There's nothing weird about it and you obviously haven't taken even a moment to try and understand the various alternative theories. You might be surprised at the growing number of peer reviewed (and approved) articles on this subject. And in the meantime, we are STILL waiting for the mainstream to address the highly unlikely string of "coincidences" I noted earlier in this post regarding high redshift and low redshift objects. Ignoring them isn't going to make them go away. One reason you haven't successfully silenced the alternative cosmology community is your community's failure to directly address their concerns, data and calculations.
To sum up
Your supposed "defense" of plasma cosmology rests on:
(a) pointing out the existence of solar-system and cosmic plasmas, while utterly failing to argue that they in fact exert large forces on anything.

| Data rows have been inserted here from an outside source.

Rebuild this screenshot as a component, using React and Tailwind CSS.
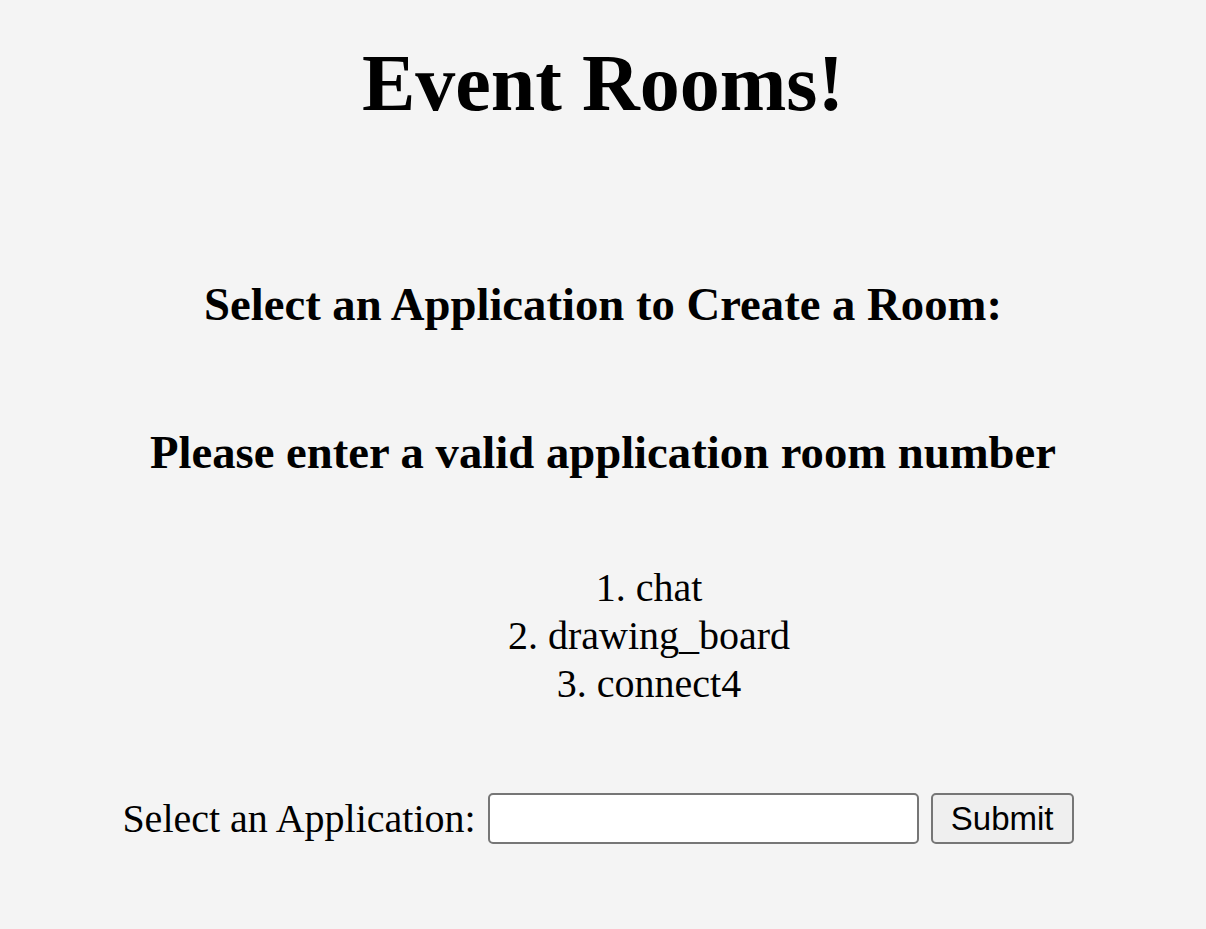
import React, { useState } from "react";

const apps = ["chat", "drawing_board", "connect4"];

export default function App() {
  const [room, setRoom] = useState("");

  return (
    <div className="min-h-[929px] bg-[#f4f4f4] text-black font-['Liberation_Serif',serif] flex flex-col items-center">
      <h1 className="mt-[37px] text-[80px] leading-[92px] font-bold">Event Rooms!</h1>

      <h3 className="mt-[148px] text-[46.7px] leading-[54px] font-bold">
        Select an Application to Create a Room:
      </h3>

      <h3 className="mt-[94px] text-[46.7px] leading-[54px] font-bold">
        Please enter a valid application room number
      </h3>

      <ol className="mt-[85px] pl-[92px] text-[40px] leading-[48px] text-center list-none">
        {apps.map((a, i) => (
          <li key={a}>
            {i + 1}. {a}
          </li>
        ))}
      </ol>

      <form
        className="mt-[85px] pr-[10px] flex items-center gap-[12px] text-[40px] leading-[48px]"
        onSubmit={(e) => e.preventDefault()}
      >
        <label htmlFor="room">Select an Application:</label>
        <input
          id="room"
          value={room}
          onChange={(e) => setRoom(e.target.value)}
          className="w-[431px] h-[51px] bg-white border-2 border-[#767676] rounded-[5px] px-2 text-[33px] font-['Liberation_Sans',sans-serif]"
        />
        <button
          type="submit"
          className="w-[143px] h-[51px] bg-[#efefef] border-2 border-[#767676] rounded-[5px] text-[33px] leading-none font-['Liberation_Sans',sans-serif]"
        >
          Submit
        </button>
      </form>
    </div>
  );
}
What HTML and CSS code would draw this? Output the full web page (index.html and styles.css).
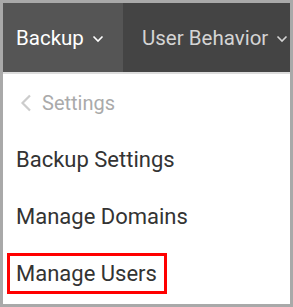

False. If I choose to argue by pointing to peer reviewed papers written by eminent engineers and scientists and published in mainstream physics/astrophysics journals, and you choose to ignore what those papers say, that's not my problem. It's yours.
(b) attacking the dark matter hypothesis by asserting that it sounds stupid
That is not what we've done. I laid out A PORTION of the case in this post. Let's see if you or the others can make a rational response.
(c) treating MHD as a Magick Super Kung-Fu Force that magically makes everything, whether charged or neutral, dense or diffuse, light or heavy, obey every detail of a mid-1980s computer simulation of a strongly-coupled plasma
YOU need to start by actually understanding the EU/PC's community's models. You clearly don't and haven't tried.
In other words, you have been completely incapable of actually defending your pet hypothesis, and indeed---by making me actually read Peratt's papers---you've convinced me that Plasma Cosmology is even stupider than I had previously assumed.
Well obviously, you didn't actually read Peratt's papers if you think he modeled galaxies using MHD. So what's that make you?
(PS. That's my parting message, I'll be off the forums for a month or so. )
Well ben, this post will be here when you get back. Perhaps I'll even ping you to it to make sure you don't miss it ... like your dark matter.